Kirk cited privacy concerns in refusing to answer many questions about the 17 girls who became pregnant this school year - more than quadruple the number who generally become pregnant as the school.

Kirk said she and Superintendent Christopher Farmer have been in touch with Sullivan, and that he was "foggy in his memory" about how he came to believe there was a pact.

"When pressed, his memory failed," Kirk said.

Authorities have talked to school and health officials who work most closely with the children and, Kirk said, "The people that worked with the children on a daily basis have said there has been no mention whatsoever of a pact."

But Time posted a story on its Web site Monday that included new quotes from its earlier interview with Sullivan in which the principal said a lack of access to birth control didn't play a part in the surge of pregnancies.

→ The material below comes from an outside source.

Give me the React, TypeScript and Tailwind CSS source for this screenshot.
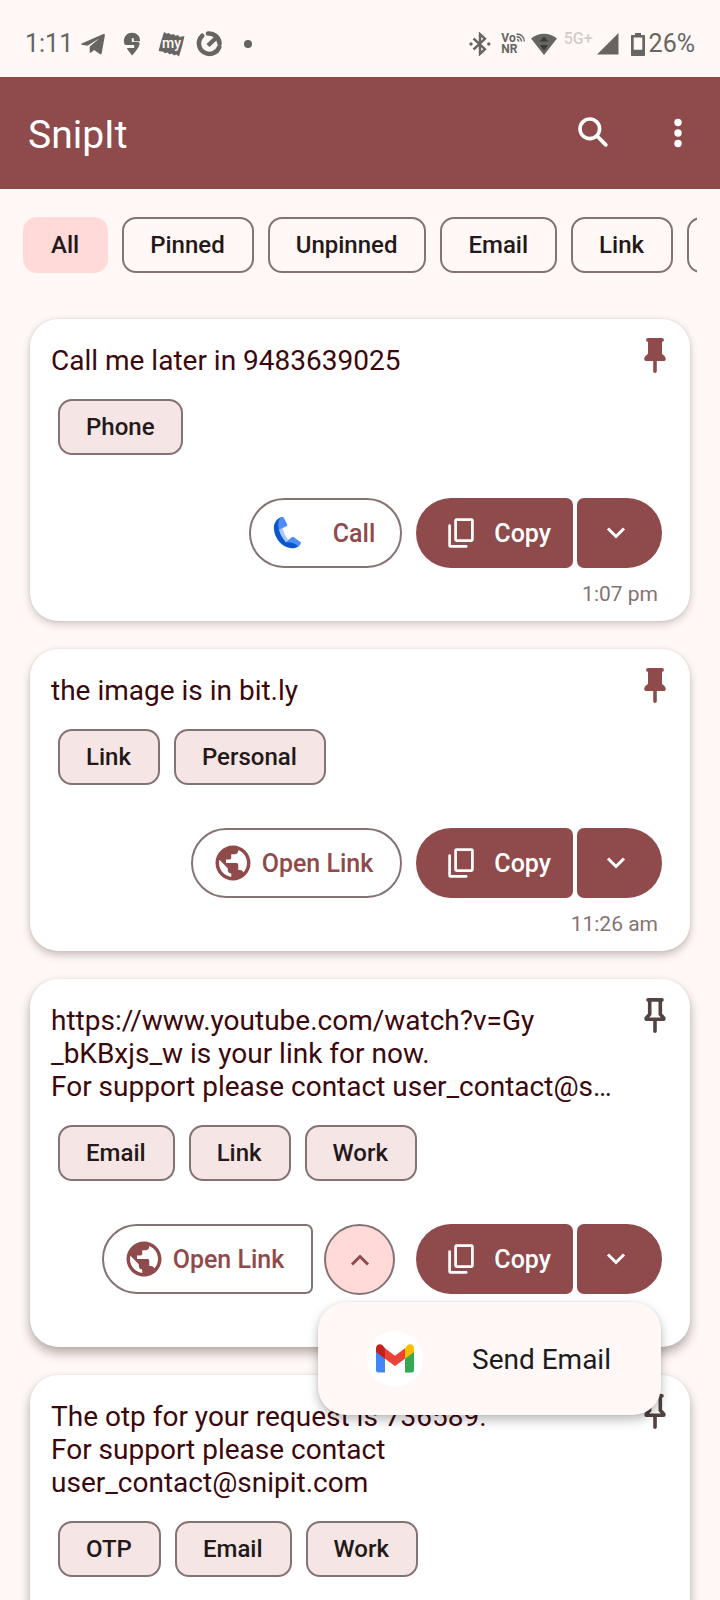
import type { ReactNode } from "react";

type Snippet = {
  text: string[];
  tags: string[];
  pinned: boolean;
  action?: "call" | "link" | "link-menu";
  time?: string;
  shadow: string;
};

const filters = ["All", "Pinned", "Unpinned", "Email", "Link"];

const snippets: Snippet[] = [
  {
    text: ["Call me later in 9483639025"],
    tags: ["Phone"],
    pinned: true,
    action: "call",
    time: "1:07 pm",
    shadow: "shadow-[0_3px_8px_rgba(60,40,35,0.24),0_0_3px_rgba(60,40,35,0.1)]",
  },
  {
    text: ["the image is in bit.ly"],
    tags: ["Link", "Personal"],
    pinned: true,
    action: "link",
    time: "11:26 am",
    shadow: "shadow-[0_4px_9px_rgba(60,40,35,0.28),0_0_3px_rgba(60,40,35,0.08)]",
  },
  {
    text: [
      "https://www.youtube.com/watch?v=Gy",
      "_bKBxjs_w is your link for now.",
      "For support please contact user_contact@s…",
    ],
    tags: ["Email", "Link", "Work"],
    pinned: false,
    action: "link-menu",
    shadow: "shadow-[0_6px_11px_rgba(50,35,30,0.36),0_0_3px_rgba(60,40,35,0.06)]",
  },
  {
    text: [
      "The otp for your request is 736589.",
      "For support please contact",
      "user_contact@snipit.com",
    ],
    tags: ["OTP", "Email", "Work"],
    pinned: false,
    shadow: "shadow-[0_6px_11px_rgba(50,35,30,0.36),0_0_3px_rgba(60,40,35,0.06)]",
  },
];

function StatusBar() {
  return (
    <div className="flex h-[77px] shrink-0 items-center justify-between pt-[11px] pr-[25px] pl-[25px] text-[25px] leading-7 text-[#676562]">
      <div className="flex items-center">
        <span>1:11</span>
        <svg className="ml-2 h-6 w-6" viewBox="0 0 24 24" fill="currentColor" aria-hidden="true">
          <path d="M.6 11.6 22.4 2.1c.9-.4 1.7.3 1.5 1.2l-3.2 18c-.2 1.1-1 1.4-1.9.8l-5.700-4.1-2.900 2.400c-.8.6-1.5.3-1.5-.7v-5.200l9.700-8.300L6.500 13.800.7 12.700c-.7-.2-.7-.8-.1-1.1Z" />
        </svg>
        <svg className="ml-[18px] h-6 w-[18px]" viewBox="0 0 18 24" aria-hidden="true">
          <path
            fill="currentColor"
            d="M9 .8c4.600 0 8 3.200 8 7.700v.8h-6.200V6.300H8.800v3.600h6c1.600 0 2.100 1 1.700 2.600-1 3.900-4.200 7.400-7.400 10.900-2-2.400-3.900-4.700-5.300-7.300h7.400v-3.000H3C1.500 12.900.9 11 .9 9 .9 4.200 4.500.8 9 .8Z"
          />
        </svg>
        <svg className="ml-[17px] h-[26px] w-[27px]" viewBox="0 0 27 26" aria-hidden="true">
          <path
            fill="currentColor"
            d="M6 1l3 1.800 2-.9 2 1.900 2.500-.8 2 1.800 2.400-.7 1.900 1.800L26.500 5 24 15.500l-3 10-2.700-1.900-2.300.9-2-1.900-2.400.8-2-1.800-2.600.7-1.800-1.600L.6 20 3 10.500Z"
          />
          <text x="4" y="17" fontSize="14" fontWeight="500" fill="#fff8f6" fontFamily="Roboto, sans-serif">
            my
          </text>
        </svg>
        <svg className="ml-[10px] h-[28px] w-[28px]" viewBox="0 0 28 28" fill="none" stroke="currentColor" aria-hidden="true">
          <path d="M7.200 5.800A10.500 10.500 0 1 0 24.300 17" strokeWidth="4.600" strokeLinecap="round" />
          <path d="M13 3.500A10.500 10.500 0 0 1 24.500 13.500" strokeWidth="4.600" strokeLinecap="round" />
          <path d="M13 15.500 21 8" strokeWidth="4.400" />
        </svg>
        <span className="ml-[21px] size-2 rounded-full bg-current" />
      </div>
      <div className="flex items-center">
        <svg className="h-6 w-[22px]" viewBox="0 0 22 24" fill="none" stroke="currentColor" strokeWidth="2.400" aria-hidden="true">
          <path d="M4.500 6.500 16 17.200l-5 4.600V2.200l5 4.600L4.500 17.500" />
          <circle cx="2" cy="12" r="1.700" fill="currentColor" stroke="none" />
          <circle cx="19.800" cy="12" r="1.700" fill="currentColor" stroke="none" />
        </svg>
        <div className="ml-[10px] flex flex-col text-[12px] leading-[11px] font-bold">
          <span className="flex">
            Vo
            <svg className="h-[9px] w-[9px]" viewBox="0 0 9 9" fill="none" stroke="currentColor" strokeWidth="1.400" aria-hidden="true">
              <path d="M.5 1C5 1 8.300 4 8.300 8.500M.5 3.800c2.800 0 5 1.900 5 4.700M1 6.500c1 .2 1.700.9 1.800 2" />
            </svg>
          </span>
          <span>NR</span>
        </div>
        <svg className="ml-[6px] h-[23px] w-[26px]" viewBox="0 0 26 23" aria-hidden="true">
          <path fill="currentColor" d="M0 5.500C7.500-1 18.500-1 26 5.500L13 22Z" />
          <path fill="#3d3b39" d="M13 3.500 17.200 8.500H8.800ZM13 17.500 8.800 12h8.400Z" />
        </svg>
        <span className="ml-[7px] pb-[10px] text-[16px] leading-4 font-medium text-[#d3cdca]">5G+</span>
        <svg className="ml-[4px] h-[22px] w-[22px]" viewBox="0 0 22 22" fill="currentColor" aria-hidden="true">
          <path d="M21.500 0v21.500H0Z" />
        </svg>
        <svg className="mr-1 ml-3 h-6 w-[14px]" viewBox="0 0 14 24" aria-hidden="true">
          <path
            fill="currentColor"
            fillRule="evenodd"
            d="M4 1h6v2h3c.6 0 1 .4 1 1v19c0 .6-.4 1-1 1H1c-.6 0-1-.4-1-1V4c0-.6.4-1 1-1h3ZM2.700 5.500v12.300h8.600V5.500Z"
          />
        </svg>
        <span>26%</span>
      </div>
    </div>
  );
}

function PinIcon({ filled }: { filled: boolean }) {
  return (
    <svg className="h-9 w-6" viewBox="0 0 24 36" aria-hidden="true">
      {filled ? (
        <path
          fill="#8f4a4b"
          d="M5 0h14a1.900 1.900 0 0 1 0 3.800V15.700c1 1.400 3.700 2.400 3.700 5.200 0 1.300-.8 2.100-2 2.100H13.800V33.200a1.800 1.800 0 0 1-3.600 0V23H3.300c-1.200 0-2-.8-2-2.100 0-2.800 2.700-3.800 3.700-5.200V3.800A1.900 1.900 0 0 1 5 0Z"
        />
      ) : (
        <g fill="none" stroke="#524343" strokeWidth="3.600" strokeLinecap="round" strokeLinejoin="round">
          <path d="M5 1.900h14M6.700 2v14.200L3.200 20.200V21.200h17.600v-1L17.300 16.200V2M12 22v11.200" />
        </g>
      )}
    </svg>
  );
}

function PhoneIcon() {
  return (
    <svg className="h-8 w-7" viewBox="0 0 28 32" aria-hidden="true">
      <path fill="#0b57d0" d="M7.500.3C3 2.500.7 7 .9 11.500 1.200 21 9 30.500 18.500 31.200c2.500.2 5-.5 7-2L20 22l-7 3L6 12.500 9 5Z" />
      <path fill="#a8c7fa" d="M6 12.500 9.500 11c1 4.500 3 8.700 6 12L13 25.200C9.500 21.500 7 17.300 6 12.500Z" />
      <path fill="#4c8df6" d="M7.300.4C9.300-.3 10.400.1 11.100 1.300L14 7c.5 1 .3 1.700-.6 2.300L6 12.800C4.500 8.500 5 4 7.300.4Z" />
      <path fill="#4c8df6" d="M13 25.300 18.300 20.400c.9-.8 2-.8 2.900 0L27.200 24.800c.8.6.9 1.500.3 2.400-.5.9-1.300 1.700-2.200 2.300C22 26 17.500 24.800 13 25.300Z" />
    </svg>
  );
}

function GlobeIcon() {
  return (
    <svg className="h-[42px] w-[42px]" viewBox="0 0 24 24" fill="#8f4a4b" aria-hidden="true">
      <path d="M12 2C6.480 2 2 6.480 2 12s4.480 10 10 10 10-4.480 10-10S17.520 2 12 2zm-1 17.930c-3.950-.49-7-3.850-7-7.930 0-.62.08-1.210.21-1.790L9 15v1c0 1.100.9 2 2 2v1.930zm6.900-2.540c-.26-.81-1-1.390-1.900-1.390h-1v-3c0-.55-.45-1-1-1H8v-2h2c.55 0 1-.45 1-1V7h2c1.100 0 2-.9 2-2v-.41c2.930 1.190 5 4.060 5 7.410 0 2.080-.8 3.970-2.100 5.390z" />
    </svg>
  );
}

function CopyIcon() {
  return (
    <svg className="h-[30px] w-[26px]" viewBox="0 0 26 30" fill="none" stroke="currentColor" strokeLinecap="round" strokeLinejoin="round" aria-hidden="true">
      <rect x="7.600" y="1.600" width="16.800" height="21" rx="1" strokeWidth="2.700" />
      <path d="M1.600 7.700V27.500c0 .5.300.9.900.9H18.200" strokeWidth="2.700" />
    </svg>
  );
}

function Chevron({ up = false }: { up?: boolean }) {
  return (
    <svg className="h-3 w-5" viewBox="0 0 20 12" fill="none" stroke="currentColor" strokeWidth="3" aria-hidden="true">
      <path d={up ? "M2 10.500 10 2.500 18 10.500" : "M2 1.500 10 9.500 18 1.500"} />
    </svg>
  );
}

function GmailIcon() {
  return (
    <svg className="h-[29px] w-[38px]" viewBox="0 0 38 29" aria-hidden="true">
      <path fill="#4285f4" d="M0 6.500 9 13v15.500H2.500A2.500 2.500 0 0 1 0 26Z" />
      <path fill="#34a853" d="M29 13l9-6.500V26a2.500 2.500 0 0 1-2.500 2.500H29Z" />
      <path fill="#fbbc04" d="M29 4.200 31.500 1.200C34.200-1 38 .8 38 4.300V8l-9 6.700Z" />
      <path fill="#ea4335" d="M9 4.200 19 11.700 29 4.200V14.700L19 22 9 14.700Z" />
      <path fill="#c5221f" d="M0 4.300C0 .8 3.800-1 6.500 1.200L9 4.200V14.700L0 8Z" />
    </svg>
  );
}

function Tag({ children }: { children: ReactNode }) {
  return (
    <li className="flex h-14 items-center rounded-[14px] border-2 border-[#857373] bg-[#f5e6e5] pr-[27px] pl-[26px] text-[24px] leading-7 font-medium text-[#231919]">
      {children}
    </li>
  );
}

function OpenLink({ split = false }: { split?: boolean }) {
  return (
    <a
      href="#open-link"
      className={
        "flex h-[70px] items-center gap-2 border-2 border-[#857373] pr-[27px] pl-[19px] text-[25px] font-medium text-[#8f4a4b] " +
        (split ? "rounded-l-[35px] rounded-r-[7px]" : "rounded-[35px]")
      }
    >
      <GlobeIcon />
      <span className="pt-[2px]">Open Link</span>
    </a>
  );
}

function Actions({ kind }: { kind: "call" | "link" | "link-menu" }) {
  return (
    <div className="relative mt-[43px] mr-[7px] flex justify-end">
      {kind === "call" && (
        <a
          href="#call"
          className="flex h-[70px] items-center gap-8 rounded-[35px] border-2 border-[#857373] pr-[25px] pl-[22px] text-[25px] font-medium text-[#8f4a4b]"
        >
          <PhoneIcon />
          <span className="pt-[2px]">Call</span>
        </a>
      )}
      {kind === "link" && <OpenLink />}
      {kind === "link-menu" && (
        <>
          <OpenLink split />
          <button
            type="button"
            aria-label="Fewer actions"
            aria-expanded="true"
            className="mr-[7px] ml-[11px] flex size-[71px] items-center justify-center rounded-full border-2 border-[#857373] bg-[#ffdad9] text-[#8f4a4b]"
          >
            <Chevron up />
          </button>
        </>
      )}
      <button
        type="button"
        className="ml-[14px] flex h-[70px] items-center gap-5 rounded-l-[35px] rounded-r-[7px] bg-[#8f4a4b] pr-[22px] pl-8 text-[25px] font-medium text-white"
      >
        <CopyIcon />
        <span className="pt-[2px]">Copy</span>
      </button>
      <button
        type="button"
        aria-label="Copy options"
        className="ml-1 flex h-[70px] w-[85px] items-center justify-center rounded-l-[7px] rounded-r-[35px] bg-[#8f4a4b] pr-[7px] text-white"
      >
        <Chevron />
      </button>
      {kind === "link-menu" && (
        <div
          role="menu"
          className="absolute top-full right-px z-10 mt-[7px] rounded-[28px] bg-[#fff8f6] shadow-[0_5px_11px_rgba(0,0,0,0.26),0_0_3px_rgba(0,0,0,0.08)]"
        >
          <button
            type="button"
            role="menuitem"
            className="flex h-[113px] w-[343px] items-center gap-[49px] pl-[49px] text-[28px] leading-8 text-[#1c1b1f]"
          >
            <span className="flex size-14 items-center justify-center rounded-full bg-white">
              <GmailIcon />
            </span>
            <span className="pt-[3px]">Send Email</span>
          </button>
        </div>
      )}
    </div>
  );
}

function SnippetCard({ item }: { item: Snippet }) {
  return (
    <article className={"shrink-0 rounded-[28px] bg-white px-[21px] pt-[25px] " + item.shadow}>
      <div className="flex items-start justify-between">
        <p className="text-[28px] leading-[33px] whitespace-nowrap text-[#3b080d]">
          {item.text.map((line) => (
            <span key={line} className="block">
              {line}
            </span>
          ))}
        </p>
        <button type="button" aria-label={item.pinned ? "Unpin" : "Pin"} className="-mt-[6px] mr-[2px] -mb-2">
          <PinIcon filled={item.pinned} />
        </button>
      </div>
      <ul className="mt-[22px] ml-[7px] flex gap-[14px]">
        {item.tags.map((tag) => (
          <Tag key={tag}>{tag}</Tag>
        ))}
      </ul>
      {item.action ? (
        <>
          <Actions kind={item.action} />
          <div className={item.time ? "h-[53px] pt-[14px] pr-[11px] text-right text-[21px] leading-6 text-[#857373]" : "h-[52px]"}>
            {item.time && <time>{item.time}</time>}
          </div>
        </>
      ) : (
        <div className="h-[165px]" />
      )}
    </article>
  );
}

export default function App() {
  return (
    <div className="flex h-screen flex-col overflow-hidden bg-[#fff8f6] font-[Roboto,sans-serif]">
      <StatusBar />
      <header className="flex h-28 shrink-0 items-center justify-between bg-[#8f4a4b] pr-[34px] pl-7 text-white">
        <h1 className="pt-[3px] text-[39px] leading-[46px]">SnipIt</h1>
        <div className="flex items-center gap-[61px]">
          <button type="button" aria-label="Search">
            <svg className="h-8 w-8" viewBox="0 0 32 32" fill="none" stroke="currentColor" strokeWidth="3.600" aria-hidden="true">
              <circle cx="12.800" cy="11.800" r="9.800" />
              <path d="M20 19 28.800 27.800" strokeWidth="3.800" strokeLinecap="round" />
            </svg>
          </button>
          <button type="button" aria-label="More options">
            <svg className="h-8 w-4" viewBox="0 0 16 32" fill="currentColor" aria-hidden="true">
              <circle cx="8" cy="5.500" r="3.700" />
              <circle cx="8" cy="16" r="3.700" />
              <circle cx="8" cy="26.500" r="3.700" />
            </svg>
          </button>
        </div>
      </header>
      <nav aria-label="Filters" className="mx-[23px] mt-7 flex shrink-0 gap-[14px] overflow-hidden">
        {filters.map((name, i) => (
          <button
            key={name}
            type="button"
            aria-pressed={i === 0}
            className={
              "h-14 shrink-0 rounded-[14px] border-2 pr-[27px] pl-[26px] text-[24px] leading-7 font-medium text-[#231919] " +
              (i === 0 ? "border-[#ffdad9] bg-[#ffdad9]" : "border-[#857373]")
            }
          >
            {name}
          </button>
        ))}
        <button type="button" aria-label="More filters" className="h-14 w-28 shrink-0 rounded-[14px] border-2 border-[#857373]" />
      </nav>
      <main className="mt-4 flex flex-1 flex-col gap-7 overflow-hidden px-[30px] pt-[30px]">
        {snippets.map((item) => (
          <SnippetCard key={item.text[0]} item={item} />
        ))}
      </main>
    </div>
  );
}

"That bump was because of seven or eight sophomore girls. They made a pact to get pregnant and raise their babies together," Time quoted Sullivan as saying.

Calls to Sullivan's office and home have not been returned. So far, Sullivan is the only school or city official who has used the term "pact."

Time also reported Monday that Pathways for Children chief executive Sue Todd, whose organization runs the high school's onsite daycare center, told the magazine on June 13 that its social worker had heard of the girls' plan to get pregnant as early as last fall. Todd has not returned calls from The Associated Press.

The mayor said the spike in pregnancies is in keeping with similar spikes in other cities.

Farmer said there was a "distinct possibility" that the girls who found themselves in similar, challenging situations later decided to "come together for mutual support."

He said the Time magazine piece did not distinguish between "a pact to become pregnant or a pact because we are pregnant."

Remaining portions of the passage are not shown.